About 13 - 14 years ago, I purchased one of your pond boxes from a builder at the Tuckerton show. When I lived in eastern PA, I hunted out of that box A LOT and took many black ducks out of it in the meadow. When I moved to KY, I brought it with me and it was deadly on mallards along the farm ponds around Lexington. Several years ago, we had a dove shoot in September and one of the hurricanes came up from the Gulf and blew down an entire field of sunflowers. No cover anywhere!! I took that box and layed it out in the middle of that field and shot a limit of doves from my back in less than an hour. To this day, people still crack up about "layout hunting" for doves!!

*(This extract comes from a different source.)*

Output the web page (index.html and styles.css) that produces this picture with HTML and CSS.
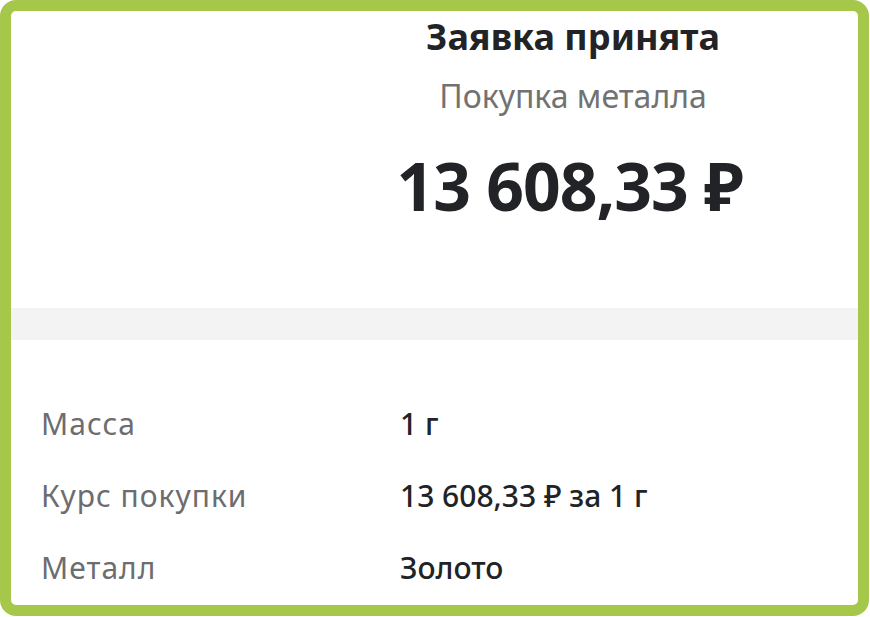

Thank you for joining. I loved the video! Your decoys are amazing!!

Best,
Steve
 
Steve, its funny you mentioned those whistler heads. I had those decoys put together and almost done for years when I got them out of Al McCormicks basement when he got sick. I had put them on simple block tail gunning bodies. Funny thing is I never saw many Goldeneyes when hunting Long Island. Moving up to Sullivan County they sat like that for years. Last year I finished up the drakes and this year I was layed up with a broken ankle and finished up the 3 hens. I didn't get almost any late season hunting in because of my situation but got out with a guy on the last day of the L.I. zone. I had 1 drake goldeneye buzz the decoys at 30 yards but I was too slow to spot him and I didn't get off a shot so my quest for a Goldeneye continues. We went out of Westchester in Long island sound and stayed the whole day to get some Widgeon, Gadwall and Mallard. Nice guy but he had some of the ugliest decoys ever with 2 long lines of broadbills that were scratched, cracked and half sunk. I remember you saying that because you spend so many hours duck hunting looking at your decoys they might as well be good looking decoys. I used to spend some time back in the day in Washington County. My friends dad bought a house on Cossayuna Lake and I remember Carters Pond close by. never hunted it but I did some fishing at cossayuna and deer hunted with some locals and remembered flushing a ton of grouse while doing it.